The race to Kerguelen

Tight battle to reach the scoring gate in the Portimão Global Ocean Race

Friday December 26th 2008, Author: Brian Hancock, Location: United Kingdom
With Christmas behind them the sailors racing Leg 2 of the Portimão Global Ocean Race have now turned their sights to the first gate of the course, the Kerguelen Gate now less than 400 miles to their east.

The Kerguelen Gate is a line of longitude running due north from the remote Kerguelen Island and is a scoring gate where points are accumulated in the order each competitor passes through the gate. The points are not as weighty as Leg points, but they can make a big difference to the overall scoring and are therefore coveted.

While current race leaders, Jeremy Salvesen and David Thomson aboard Team Mowgli have their eyes firmly on the prize, they are being seriously challenged by the Chileans aboard Desafio Cabo de Hornos. To complicate matters, Team Mowgli may well be the on-the-water leaders, but not receive the most points at the Kerguelen Gate. Let me explain.

The Leaderboard is calculated using a set of waypoints between the current positions of the yachts and the end of each leg. Because the world is round the further south you go, the less distance you have to sail. This is called the Great Circle route and is calculated into the distance-to-go figure. Team Mowgli is leading Leg 2 on a distance-to-go basis although Desafio Cabo de Hornos is actually further to the east than the British yacht. The Chileans are actually closer to the Kerguelen Gate by about 10 miles, however being 240 miles further north, on a distance-to-go basis they are behind Team Mowgli.

The Kerguelen gate runs due north from Kerguelen island and it’s the first boat that passes this line of longitude that garners the most points. In fact to further complicate matters, Team Mowgli is only 7 miles closer to the gate than Beluga Racer and at the last poll they were sailing 3 knots slower than the Germans. It could be that Team Mowgli is the lead boat on the water, but passes through the gate in third place. All interesting stuff with a race this close.

As if sniffing the points, Felipe Cubillos and José Muñoz aboard Desafio Cabo de Hornos finally put the foot firmly on the gas overnight and set some record speeds. Their Guillaume Verdier-designed Class 40 is perfectly suited to the strong westerly winds they are now experiencing and is relishing the conditions. Felipe Cubillos was exultant in his daily blog: “Today at 22:30 UTC José set a new record speed for the boat of 25 knots,” he wrote. “We were sailing in 47 knots of wind. In the last three hours we had been averaging 15.02 knots (1.73 knots faster than the Germans) and understand that this is the fastest average speed since the start of the race. For strategic reasons I will not say what sails we had up but it was pitch dark in the middle of the night. I was down below trying to sleep when suddenly there was a deafening noise. The boat was a submarine and there was water everywhere. I asked José if he has seen the speedo but he replied, ‘No. I had my eyes closed because there was so much water coming over the boat but I held the rudder firmly and knew that we had set a new top speed.’”
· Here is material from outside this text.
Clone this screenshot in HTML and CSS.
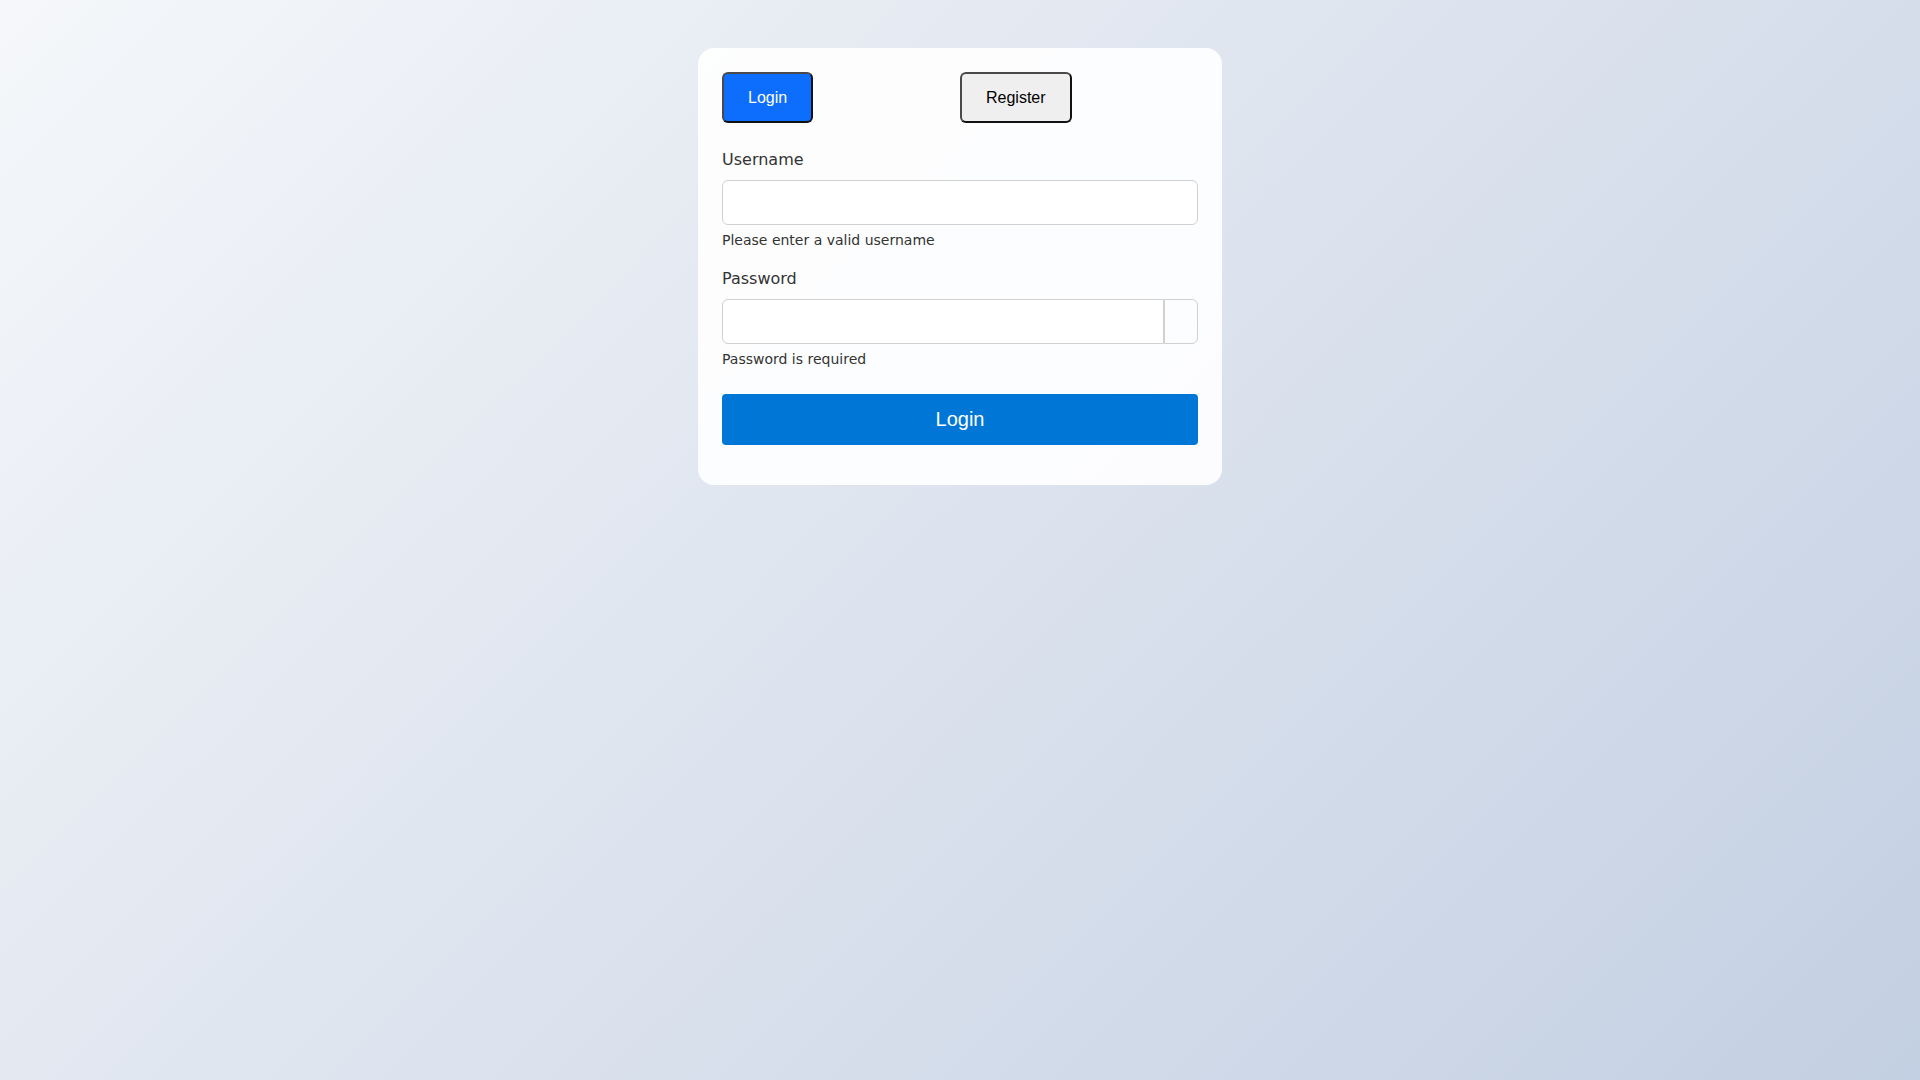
FILE: index.html
```html
<!DOCTYPE html>
<html lang="en">
<head>
  <meta charset="UTF-8" />
  <meta name="viewport" content="width=device-width, initial-scale=1.0" />
  <title>Login</title>
  <link rel="stylesheet" href="styles.css">
</head>
<body>

  <div class="page">
    <div class="card">
      <div class="tabs">
        <button class="tab tab-active" type="button">Login</button>
        <button class="tab" type="button">Register</button>
      </div>

      <form class="login-form">
        <div class="field">
          <label class="field-label" for="username">Username</label>
          <input class="field-input" type="text" id="username" />
          <div class="field-hint">Please enter a valid username</div>
        </div>

        <div class="field">
          <label class="field-label" for="password">Password</label>
          <div class="input-group">
            <input class="field-input group-input" type="password" id="password" />
            <button class="toggle-btn" type="button"></button>
          </div>
          <div class="field-hint">Password is required</div>
        </div>

        <button class="submit-btn" type="submit">Login</button>
      </form>
    </div>
  </div>

</body>
</html>
```

FILE: styles.css
```css
html, body {
  margin: 0;
  min-height: 100vh;
}

body {
  font-family: "DejaVu Sans", sans-serif;
  background: linear-gradient(135deg, #f5f7fa 0%, #c3cfe2 100%);
  color: #333;
}

.page {
  display: flex;
  justify-content: center;
  padding-top: 48px;
}

.card {
  width: 524px;
  box-sizing: border-box;
  padding: 24px;
  background: rgba(255, 255, 255, 0.9);
  border-radius: 16px;
}

.tabs {
  display: grid;
  grid-template-columns: 1fr 1fr;
  margin-bottom: 25px;
}

.tab {
  justify-self: start;
  font-family: "Liberation Sans", Arial, sans-serif;
  font-size: 16px;
  line-height: 19px;
  padding: 14px 24px;
  border: 2px solid;
  border-color: #4a4a4a #111 #111 #4a4a4a;
  border-radius: 6px;
  background-color: #efefef;
  color: #000;
  cursor: pointer;
}

.tab-active {
  background-color: #0d6efd;
  color: #fff;
}

.login-form {
  margin: 0 0 16px;
}

.field {
  margin-bottom: 16px;
}

.field-label {
  display: block;
  font-size: 16px;
  line-height: 24px;
  margin-bottom: 8px;
  color: #333;
}

.field-input {
  display: block;
  width: 100%;
  height: 45px;
  box-sizing: border-box;
  padding: 0 12px;
  font-size: 16px;
  border: 1px solid #d0d0d0;
  border-radius: 6px;
  background: #fff;
}

.field-hint {
  margin-top: 5px;
  font-size: 14px;
  line-height: 21px;
  color: #333;
}

.input-group {
  display: flex;
}

.group-input {
  flex: 1;
  border-radius: 6px 0 0 6px;
}

.toggle-btn {
  width: 34px;
  height: 45px;
  box-sizing: border-box;
  border: 1px solid #d0d0d0;
  border-radius: 0 6px 6px 0;
  background: transparent;
  cursor: pointer;
}

.submit-btn {
  display: block;
  width: 100%;
  margin-top: 24px;
  padding: 13px 0;
  font-family: "Liberation Sans", Arial, sans-serif;
  font-size: 20px;
  line-height: 25px;
  color: #fff;
  background-color: #0077d7;
  border: none;
  border-radius: 4px;
  cursor: pointer;
}
```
The next 24 hours are going to be interesting. A now weakened low pressure system is sliding below the fleet bringing with it some perfect downwind sailing conditions.

Unfortunately for Team Mowgli there are in less breeze but this may be a good thing as they patch things up after a severe pounding received at the height of Monday’s storm.

Their average speed is quite a bit less than that currently being enjoyed by Beluga Racer and Desafio Cabo de Hornos, but they still lead Leg 2 and for obvious reasons cannot be counted out. Salvesen and Thomson have sailed a masterful leg so far and it will be no surprise if they are first through the gate. As usual, time will tell.